From RH Reality Check: http://rhrealitycheck.org/article/2013/09/10/being-a-transgender-student-in-the-united-states-an-uneven-landscape/
by Annamarya Scaccia
September 10, 2013
On August 12, California Gov. Jerry Brown signed into law the School Success and Opportunity Act (AB 1266), enshrining transgender students’ legal rights to full access of school facilities and sports programs. The first piece of legislation of its kind in the United States, AB 1266 requires California schools to allow transgender and gender non-conforming K-12 youth to use bathrooms and locker rooms and join sports teams that match their gender identity.
Just four days before, though, the University of North Carolina Board of Governors voted, without public discourse, to ban gender-neutral housing, save for married couples and siblings, on all 16 of the university system’s campuses. The ban, which happened in the face of a gender-inclusive housing policy green lit by UNC Chapel Hill, arrived on the heels of a failed bill introduced in April that would have accomplished much of the same. One of the bill‘s sponsors, Sen. David Curtis (R-Gaston), even dubbed the concept of such housing “frivolous social experiments.”
The Landscape for Transgender Students
The current educational rights landscape for transgender and gender non-conforming students is uneven. While victories are coming out of California and Colorado, where transgender 6-year-old Coy Mathis won the right to use the girls’ bathroom, other states are working to dismantle or at the very least curb lesbian, gay, bisexual, and transgender rights. From Tennessee’s botched “Don’t Say Gay” bill, which would’ve banned primary and secondary school faculty from discussing sexual orientation and gender identity/expression to the choice by Pennsylvania’s Red Lion Area School District not to read transgender student Issak Wolfe’s assumed name at graduation (not to mention listing him as a prom queen, instead of a king, candidate), transgender students are facing more roadblocks in guaranteeing equal representation and protection.
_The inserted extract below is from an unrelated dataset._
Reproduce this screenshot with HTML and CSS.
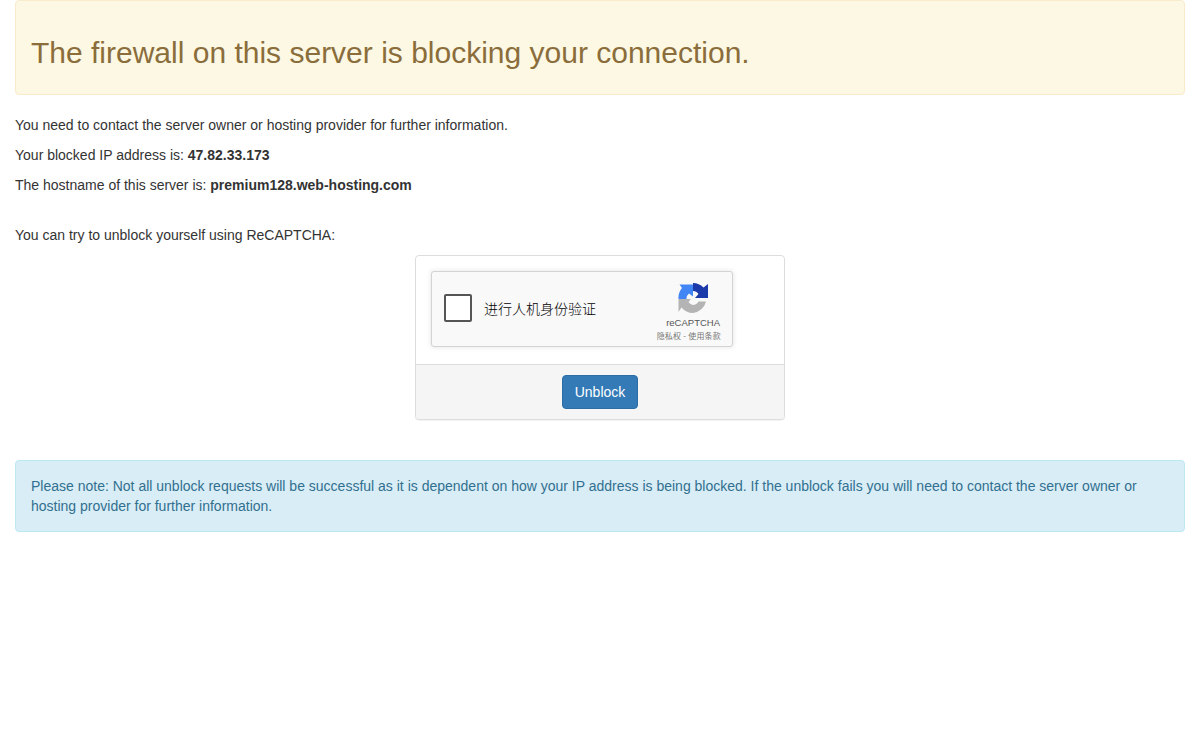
FILE: index.html
```html
<!DOCTYPE html>
<html lang="en">
<head>
<meta charset="utf-8">
<title>Blocked</title>
<link rel="stylesheet" href="styles.css">
</head>
<body>
<div class="container">
  <div class="alert alert-warning"><h2>The firewall on this server is blocking your connection.</h2></div>
  <p>You need to contact the server owner or hosting provider for further information.</p>
  <p>Your blocked IP address is: <strong>47.82.33.173</strong></p>
  <p>The hostname of this server is: <strong>premium128.web-hosting.com</strong></p>
  <p class="spaced">You can try to unblock yourself using ReCAPTCHA:</p>
  <div class="panel">
    <div class="panel-body">
      <div class="captcha">
        <span class="checkbox"></span>
        <span class="captcha-label">进行人机身份验证</span>
        <div class="captcha-brand">
          <svg class="captcha-logo" viewBox="0 0 30 30" width="30" height="30" aria-hidden="true">
            <path fill="#b4b4b4" d="M15 30A15 15 0 0 1 3.500 24.500L0.500 29V16H13L10.500 19A6.500 6.500 0 0 0 15 22A7 7 0 0 0 20.500 18.500L28 18.500A15 15 0 0 1 15 30Z"/>
            <path fill="#4285f4" d="M0.500 16A15 15 0 0 1 4 5L1.500 1.500H15V13.500L11 10.500A6.500 6.500 0 0 0 8.500 16Z"/>
            <path fill="#1c3aa9" d="M15 0A15 15 0 0 1 25.500 4.500L30 1V15H17L20.500 11A6.500 6.500 0 0 0 15 8Z"/>
          </svg>
          <span class="captcha-name">reCAPTCHA</span>
          <span class="captcha-links">隐私权 - 使用条款</span>
        </div>
      </div>
    </div>
    <div class="panel-footer"><button class="btn" type="button">Unblock</button></div>
  </div>
  <div class="alert alert-info">Please note: Not all unblock requests will be successful as it is dependent on how your IP address is being blocked. If the unblock fails you will need to contact the server owner or hosting provider for further information.</div>
</div>
</body>
</html>
```

FILE: styles.css
```css
* { box-sizing: border-box; }
html, body { margin: 0; padding: 0; background: #fff; }
body {
  font-family: "Liberation Sans", Arial, "Noto Sans CJK SC", sans-serif;
  font-size: 14px;
  line-height: 20px;
  color: #333;
}
.container { padding: 0 15px; }
.alert {
  padding: 15px;
  margin-bottom: 20px;
  border: 1px solid transparent;
  border-radius: 4px;
}
.alert-warning { background: #fcf8e3; border-color: #faebcc; color: #8a6d3b; }
.alert-warning h2 {
  margin: 20px 0 10px;
  font-size: 30px;
  font-weight: 500;
  line-height: 33px;
}
.alert-info { background: #d9edf7; border-color: #bce8f1; color: #31708f; }
p { margin: 0 0 10px; }
.spaced { margin-top: 30px; }
.panel {
  width: 370px;
  margin: 0 auto 40px;
  background: #fff;
  border: 1px solid #ddd;
  border-radius: 4px;
  box-shadow: 0 1px 1px rgba(0, 0, 0, .05);
}
.panel-body { padding: 15px 15px 17px; }
.panel-footer {
  display: flex;
  justify-content: center;
  padding: 10px 15px;
  background: #f5f5f5;
  border-top: 1px solid #ddd;
  border-radius: 0 0 3px 3px;
}
.btn {
  height: 34px;
  padding: 6px 12px;
  font: inherit;
  color: #fff;
  background: #337ab7;
  border: 1px solid #2e6da4;
  border-radius: 4px;
}
.captcha {
  display: flex;
  align-items: flex-start;
  width: 302px;
  height: 76px;
  padding-right: 11px;
  background: #f9f9f9;
  border: 1px solid #d3d3d3;
  border-radius: 3px;
  box-shadow: 0 0 4px 1px rgba(0, 0, 0, .08);
}
.checkbox {
  flex: none;
  width: 28px;
  height: 28px;
  margin: 22px 12px 0 12px;
  background: #fff;
  border: 2px solid #555;
  border-radius: 2px;
}
.captcha-label {
  flex: 1;
  margin-top: 27px;
  font-family: "Noto Sans CJK SC", sans-serif;
  font-size: 14px;
  font-weight: 300;
  line-height: 18px;
  color: #000;
}
.captcha-brand {
  display: flex;
  flex-direction: column;
  align-items: flex-end;
  padding-top: 11px;
}
.captcha-logo { display: block; margin-right: 13px; }
.captcha-name {
  margin-top: 3px;
  margin-right: 1px;
  font-size: 9.5px;
  line-height: 13px;
  color: #555;
}
.captcha-links {
  font-family: "Noto Sans CJK SC", sans-serif;
  margin-top: 0;
  font-size: 8px;
  letter-spacing: 0.2px;
  line-height: 13px;
  color: #777;
  white-space: nowrap;
}
```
Calls received by the Transgender Law Center from transgender youth who’ve experienced discrimination and exclusion in school are often similar, Mark Daniel Snyder, communications manager for the California-based civil rights nonprofit, told RH Reality Check. Transgender and gender non-conforming students frequently report having to use a secluded or faraway bathroom, are banned from participating in school sports and extracurricular programs, or are prohibited from using other school facilities matching their gender identity.